All of this was detailed in a Daily Inter Lake story written by Dixie Knutson and published on March 7, 2009.   

“Basketball is so important. It’s a huge motivator for me,” Hildal said then. “I look forward to going to practice. I feel in my element.” 

By then, she was a sensation. Elliott recalled Brock Osweiler seeing her the first couple days in the gym and being awed.
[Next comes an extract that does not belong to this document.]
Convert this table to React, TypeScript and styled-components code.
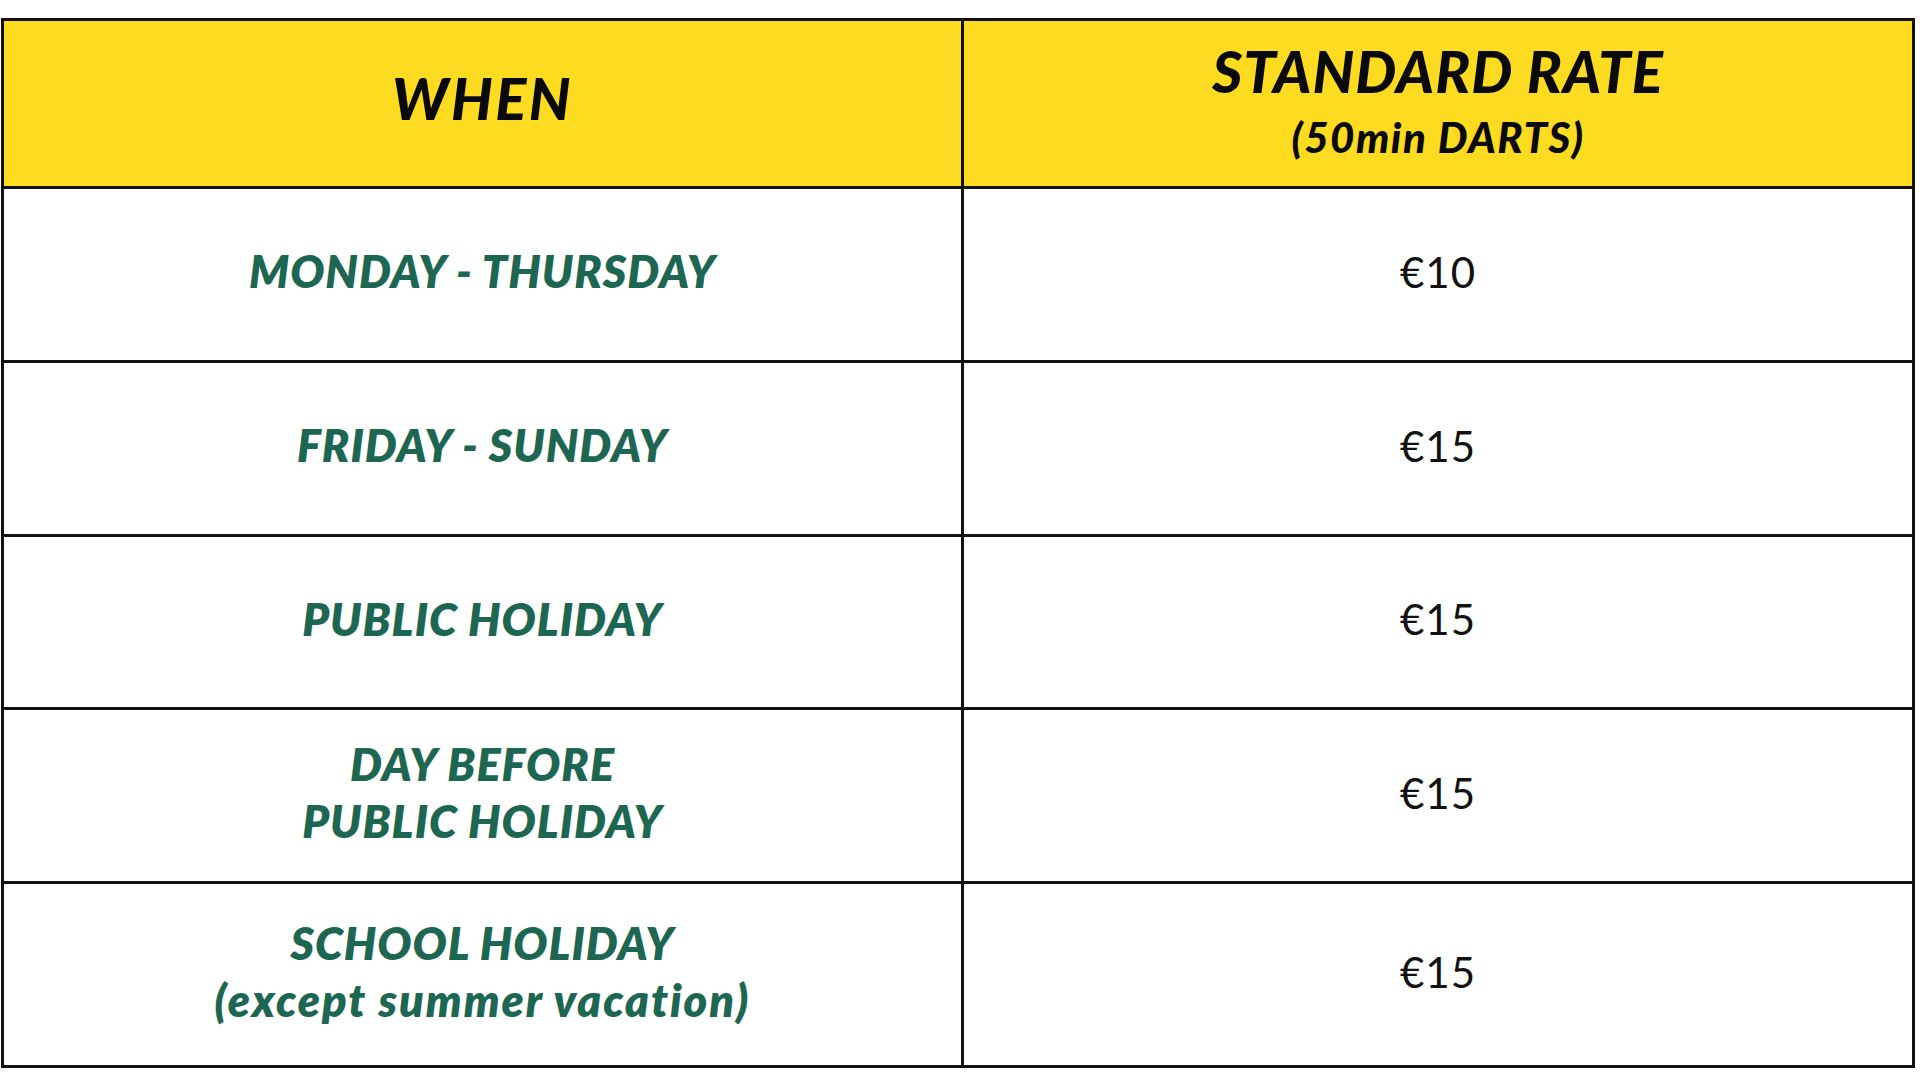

That was before she scored 39 against Joslyn Tinkle and the rest of the Big Sky Eagles. 

“How do you do that?” Elliott asked. “For her to do that, just on her own.”   

The answer might be where the hoop went up at her Ohio home.   

“She told me where she grew up, the driveway was on a hill,” Elliott said. “She’d practiced free throws and — because she didn’t want to chase the ball down the hill — that the most free throws she made in a row were 144.” 

Another answer is she was enormously gifted, or made from Division I stock — in fact her twin sister Alix was a standout soccer player at Ole Miss. 

Elliott served as her guardian for an official visit to UM and Lady Griz coach Robin Selvig. 

“He said, ‘We would love you to come and join us,’" Elliott recalled. “‘When I saw what you did against Tinkle and Big Sky, that definitely caught my attention.’" 

Like a lot of walk-ons before and since, Hildal didn’t stay.   

Hildal had tried her hand at mixed martial arts and according to some Facebook posts from friends and fellow fighters, was set to make her professional debut. 

Elliott noted she was involved with the Society for the Prevention of Cruelty to Animals, but that contact with his former player had gotten more sporadic. Same with her parents, who’d thanked him profusely for his role in her time at Flathead. 

“Just a really gifted athlete, and gifted academically,” Elliott said. “She loved basketball and she loved ketchup. We’d go to restaurants, and she'd devour those little packets. And her tongue was always hanging out on free throws.” 

Elliott, not for the first time, became emotional. 

“She fought through some very unfortunate things that began with that accident,” he said. “If you’re coaching, you’re a parent, you’re a teacher. ... Just listen to the kids you’re involved with. Don’t judge. I learned a long time ago, give them time and space, let them play. Give them a hug after the game. I wish I could give Kelsey a hug right now."